▶ [DATASET EXCERPT]:
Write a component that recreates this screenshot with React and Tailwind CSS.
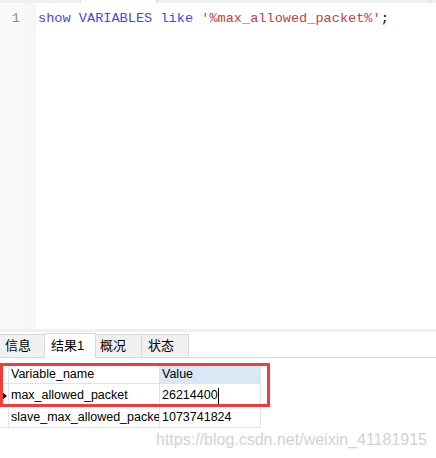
export default function App() {
  const code = "font-['Liberation_Mono','Courier_New',monospace] text-[13.6px]";
  const ui = "font-['Liberation_Sans','Noto_Sans_CJK_SC',sans-serif]";

  return (
    <div className={`relative w-[436px] h-[458px] overflow-hidden bg-white flex flex-col ${ui}`}>
      {/* top document tab strip */}
      <div className="h-[3px] flex bg-[#f0f0f0]">
        <div className="w-[81px] border-r border-[#d9d9d9]" />
        <div className="w-[75px] bg-white" />
        <div className="w-[275px] border-l border-r border-[#d9d9d9]" />
        <div className="flex-1" />
      </div>

      {/* editor */}
      <div className="h-[326px] flex">
        <div className={`w-[24px] bg-[#fafafa] text-right pr-[4px] pt-[6px] leading-[20px] text-[#8c8c8c] ${code}`}>1</div>
        <div className="w-[12px] bg-[repeating-conic-gradient(#f2f2f2_0%_25%,#fcfcfc_0%_50%)] bg-[length:2px_2px]" />
        <div className={`pl-[2px] pt-[6px] leading-[20px] whitespace-pre ${code}`}>
          <span className="text-[#4444f4]">show</span>{" "}
          <span className="text-[#4444f4]">VARIABLES</span>{" "}
          <span className="text-[#4444f4]">like</span>{" "}
          <span className="text-[#c84040]">'%max_allowed_packet%'</span>
          <span className="text-black">;</span>
        </div>
      </div>

      {/* separator */}
      <div className="h-[3px] bg-[#f0f0f0]" />

      {/* result tabs */}
      <div className="h-[26px] flex items-end border-b border-[#d9d9d9] text-[13px] text-black">
        <div className="w-[45px] h-[23px] bg-[#f0f0f0] border-t border-r border-[#d9d9d9] pl-[5px] leading-[22px]">信息</div>
        <div className="w-[51px] h-[25px] bg-white border-t border-r border-[#d9d9d9] -mb-px pl-[6px] leading-[23px]">结果1</div>
        <div className="w-[46px] h-[23px] bg-[#f0f0f0] border-t border-r border-[#d9d9d9] pl-[4px] leading-[22px]">概况</div>
        <div className="w-[47px] h-[23px] bg-[#f0f0f0] border-t border-r border-[#d9d9d9] pl-[6px] leading-[22px]">状态</div>
      </div>

      {/* result grid */}
      <div className="mt-[5px] w-[261px] text-[12.5px] text-black">
        <div className="h-[21px] flex border-b border-[#e3e3e3]">
          <div className="w-[9px] border-r border-[#e3e3e3]" />
          <div className="w-[151px] border-r border-[#e3e3e3] pl-[2px] pt-[2px] leading-[18px]">Variable_name</div>
          <div className="w-[101px] bg-[#dae8f6] border-r border-[#e3e3e3] pl-[2px] pt-[2px] leading-[18px]">Value</div>
        </div>
        <div className="h-[21px] flex border-b border-[#e3e3e3]">
          <div className="w-[9px] border-r border-[#e3e3e3] flex items-center pt-[3px]">
            <svg width="5" height="8" viewBox="0 0 5 8" className="ml-[2px]">
              <path d="M0 0 L5 4 L0 8 Z" fill="#000" />
            </svg>
          </div>
          <div className="w-[151px] border-r border-[#e3e3e3] pl-[2px] pt-[3px] leading-[17px] whitespace-nowrap overflow-hidden">max_allowed_packet</div>
          <div className="w-[101px] border-r border-[#e3e3e3] pl-[2px] pt-[3px] flex items-center leading-[17px]">
            <span>26214400</span>
            <span className="w-px h-[16px] bg-black" />
          </div>
        </div>
        <div className="h-[23px] flex border-b border-[#e3e3e3]">
          <div className="w-[9px] border-r border-[#e3e3e3]" />
          <div className="w-[151px] border-r border-[#e3e3e3] pl-[2px] pt-[3px] leading-[18px] whitespace-nowrap overflow-hidden">slave_max_allowed_packet</div>
          <div className="w-[101px] border-r border-[#e3e3e3] pl-[2px] pt-[3px] leading-[18px]">1073741824</div>
        </div>
      </div>

      {/* red annotation box */}
      <div className="absolute left-0 top-[363px] w-[270px] h-[44px] border-[3px] border-[#f53a3a]" />

      {/* watermark */}
      <div className="absolute left-[156px] top-[430px] font-['Liberation_Sans',Arial,sans-serif] text-[16px] leading-[20px] text-[#d2d2d2] whitespace-nowrap">
        https://blog.csdn.net/weixin_41181915
      </div>
    </div>
  );
}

▶ [WHAT IS NEEDED]: Output each line exactly; omit every picture.

▶ [SOLUTION]:
Write a component that recreates this screenshot with React and Tailwind CSS.
export default function App() {
  const code = "font-['Liberation_Mono','Courier_New',monospace] text-[13.6px]";
  const ui = "font-['Liberation_Sans','Noto_Sans_CJK_SC',sans-serif]";

  return (
    <div className={`relative w-[436px] h-[458px] overflow-hidden bg-white flex flex-col ${ui}`}>
      {/* top document tab strip */}
      <div className="h-[3px] flex bg-[#f0f0f0]">
        <div className="w-[81px] border-r border-[#d9d9d9]" />
        <div className="w-[75px] bg-white" />
        <div className="w-[275px] border-l border-r border-[#d9d9d9]" />
        <div className="flex-1" />
      </div>

      {/* editor */}
      <div className="h-[326px] flex">
        <div className={`w-[24px] bg-[#fafafa] text-right pr-[4px] pt-[6px] leading-[20px] text-[#8c8c8c] ${code}`}>1</div>
        <div className="w-[12px] bg-[repeating-conic-gradient(#f2f2f2_0%_25%,#fcfcfc_0%_50%)] bg-[length:2px_2px]" />
        <div className={`pl-[2px] pt-[6px] leading-[20px] whitespace-pre ${code}`}>
          <span className="text-[#4444f4]">show</span>{" "}
          <span className="text-[#4444f4]">VARIABLES</span>{" "}
          <span className="text-[#4444f4]">like</span>{" "}
          <span className="text-[#c84040]">'%max_allowed_packet%'</span>
          <span className="text-black">;</span>
        </div>
      </div>

      {/* separator */}
      <div className="h-[3px] bg-[#f0f0f0]" />

      {/* result tabs */}
      <div className="h-[26px] flex items-end border-b border-[#d9d9d9] text-[13px] text-black">
        <div className="w-[45px] h-[23px] bg-[#f0f0f0] border-t border-r border-[#d9d9d9] pl-[5px] leading-[22px]">信息</div>
        <div className="w-[51px] h-[25px] bg-white border-t border-r border-[#d9d9d9] -mb-px pl-[6px] leading-[23px]">结果1</div>
        <div className="w-[46px] h-[23px] bg-[#f0f0f0] border-t border-r border-[#d9d9d9] pl-[4px] leading-[22px]">概况</div>
        <div className="w-[47px] h-[23px] bg-[#f0f0f0] border-t border-r border-[#d9d9d9] pl-[6px] leading-[22px]">状态</div>
      </div>

      {/* result grid */}
      <div className="mt-[5px] w-[261px] text-[12.5px] text-black">
        <div className="h-[21px] flex border-b border-[#e3e3e3]">
          <div className="w-[9px] border-r border-[#e3e3e3]" />
          <div className="w-[151px] border-r border-[#e3e3e3] pl-[2px] pt-[2px] leading-[18px]">Variable_name</div>
          <div className="w-[101px] bg-[#dae8f6] border-r border-[#e3e3e3] pl-[2px] pt-[2px] leading-[18px]">Value</div>
        </div>
        <div className="h-[21px] flex border-b border-[#e3e3e3]">
          <div className="w-[9px] border-r border-[#e3e3e3] flex items-center pt-[3px]">
            <svg width="5" height="8" viewBox="0 0 5 8" className="ml-[2px]">
              <path d="M0 0 L5 4 L0 8 Z" fill="#000" />
            </svg>
          </div>
          <div className="w-[151px] border-r border-[#e3e3e3] pl-[2px] pt-[3px] leading-[17px] whitespace-nowrap overflow-hidden">max_allowed_packet</div>
          <div className="w-[101px] border-r border-[#e3e3e3] pl-[2px] pt-[3px] flex items-center leading-[17px]">
            <span>26214400</span>
            <span className="w-px h-[16px] bg-black" />
          </div>
        </div>
        <div className="h-[23px] flex border-b border-[#e3e3e3]">
          <div className="w-[9px] border-r border-[#e3e3e3]" />
          <div className="w-[151px] border-r border-[#e3e3e3] pl-[2px] pt-[3px] leading-[18px] whitespace-nowrap overflow-hidden">slave_max_allowed_packet</div>
          <div className="w-[101px] border-r border-[#e3e3e3] pl-[2px] pt-[3px] leading-[18px]">1073741824</div>
        </div>
      </div>

      {/* red annotation box */}
      <div className="absolute left-0 top-[363px] w-[270px] h-[44px] border-[3px] border-[#f53a3a]" />

      {/* watermark */}
      <div className="absolute left-[156px] top-[430px] font-['Liberation_Sans',Arial,sans-serif] text-[16px] leading-[20px] text-[#d2d2d2] whitespace-nowrap">
        https://blog.csdn.net/weixin_41181915
      </div>
    </div>
  );
}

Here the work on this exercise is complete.